The drawings she submitted as part of her “Close to Home” project explore natural elements from near her home in Newark and in the surrounding area.
“I capture, sometimes, memories in my work,” Wileczek says. “It’s like a recording of the specificity of living.”
Rather than render direct drawings, however, she invites her imagination to introduce varied processes into the drawings, “creating new contexts,” she says, “through an invented element, symbol or different media.”
She has a high respect for the range of methods and media other people are using – indeed, Wileczek has a master’s degree in painting from the University of Minnesota and since 2000 has owned Tributary Arts, a fine arts and crafts business – but she made her recent works with only graphite and charcoal on paper, fundamental materials that have been used for centuries.
Knowing that she will draw, Wileczek says, sparks her curiosity in all that surrounds her.

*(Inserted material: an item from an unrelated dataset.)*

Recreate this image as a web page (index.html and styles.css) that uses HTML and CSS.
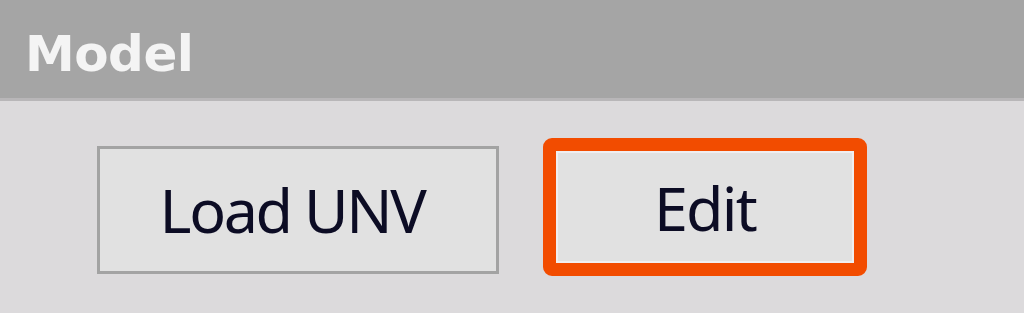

“It’s my favorite way of finding out about the world,” she says. “You’re focused, so your attention is drawn into the work. And you have a life to draw from, in terms of what you could possibly put on the page. I think it sharpens awareness.”
Wileczek will exhibit her “Close to Home” series and some new drawings in a solo show called “From the Quiver,” at the Gibby Center for the Arts’ Hudson Contemporary Gallery in Middletown, May 14-June 13, with a reception on May 15 from 6-8 pm.